BEGIN Information supplied

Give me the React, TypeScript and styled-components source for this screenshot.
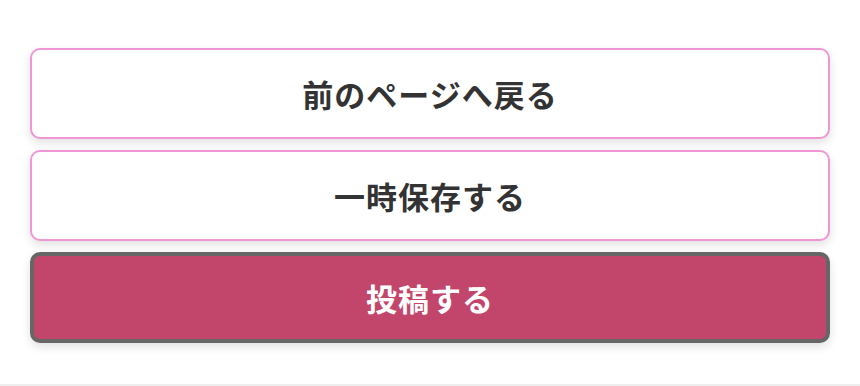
import React from "react";
import styled, { createGlobalStyle } from "styled-components";

const GlobalStyle = createGlobalStyle`
  body {
    margin: 0;
    background: #fff;
    font-family: "Noto Sans CJK JP", "Noto Sans", sans-serif;
  }
`;

const Page = styled.div`
  width: 860px;
  height: 386px;
  display: flex;
  flex-direction: column;
  overflow: hidden;
`;

const Actions = styled.div`
  display: flex;
  flex-direction: column;
  gap: 11px;
  padding: 48px 30px 41px;
`;

const Button = styled.button<{ $primary?: boolean }>`
  height: 91px;
  width: 100%;
  box-sizing: border-box;
  border-radius: 10px;
  border: ${(p) => (p.$primary ? "4px solid #666666" : "2px solid #ef97d4")};
  background: ${(p) => (p.$primary ? "#c2466b" : "#ffffff")};
  color: ${(p) => (p.$primary ? "#ffffff" : "#333333")};
  font-family: "Noto Sans CJK JP", "Noto Sans", sans-serif;
  font-size: 31px;
  font-weight: 700;
  letter-spacing: 1px;
  box-shadow: 0 4px 10px rgba(0, 0, 0, 0.12);
  cursor: pointer;
`;

const Footer = styled.div`
  flex: 1;
  background: #eeeeee;
`;

export default function App() {
  return (
    <Page>
      <GlobalStyle />
      <Actions>
        <Button>前のページへ戻る</Button>
        <Button>一時保存する</Button>
        <Button $primary>投稿する</Button>
      </Actions>
      <Footer />
    </Page>
  );
}
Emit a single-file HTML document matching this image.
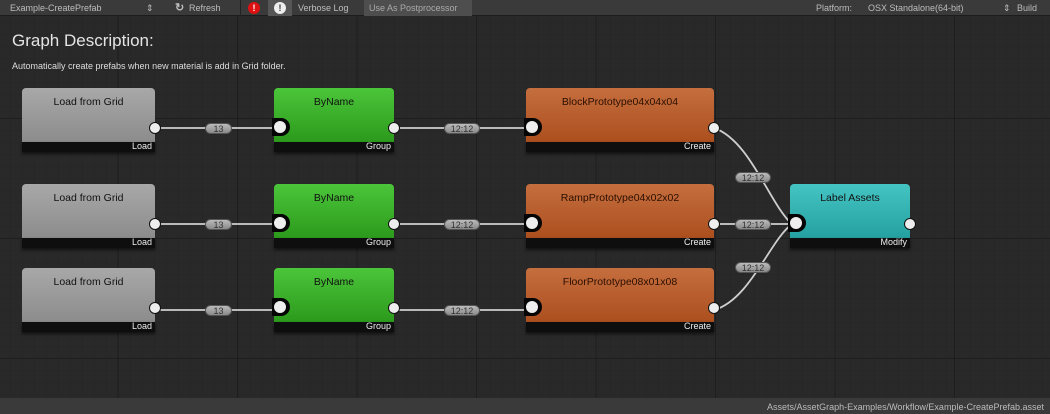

END Information supplied

**Written task**:
Each entry must be retyped word for word, with every image omitted.

**Written answer**:
Give me the React, TypeScript and styled-components source for this screenshot.
import React from "react";
import styled, { createGlobalStyle } from "styled-components";

const GlobalStyle = createGlobalStyle`
  body {
    margin: 0;
    background: #fff;
    font-family: "Noto Sans CJK JP", "Noto Sans", sans-serif;
  }
`;

const Page = styled.div`
  width: 860px;
  height: 386px;
  display: flex;
  flex-direction: column;
  overflow: hidden;
`;

const Actions = styled.div`
  display: flex;
  flex-direction: column;
  gap: 11px;
  padding: 48px 30px 41px;
`;

const Button = styled.button<{ $primary?: boolean }>`
  height: 91px;
  width: 100%;
  box-sizing: border-box;
  border-radius: 10px;
  border: ${(p) => (p.$primary ? "4px solid #666666" : "2px solid #ef97d4")};
  background: ${(p) => (p.$primary ? "#c2466b" : "#ffffff")};
  color: ${(p) => (p.$primary ? "#ffffff" : "#333333")};
  font-family: "Noto Sans CJK JP", "Noto Sans", sans-serif;
  font-size: 31px;
  font-weight: 700;
  letter-spacing: 1px;
  box-shadow: 0 4px 10px rgba(0, 0, 0, 0.12);
  cursor: pointer;
`;

const Footer = styled.div`
  flex: 1;
  background: #eeeeee;
`;

export default function App() {
  return (
    <Page>
      <GlobalStyle />
      <Actions>
        <Button>前のページへ戻る</Button>
        <Button>一時保存する</Button>
        <Button $primary>投稿する</Button>
      </Actions>
      <Footer />
    </Page>
  );
}
Emit a single-file HTML document matching this image.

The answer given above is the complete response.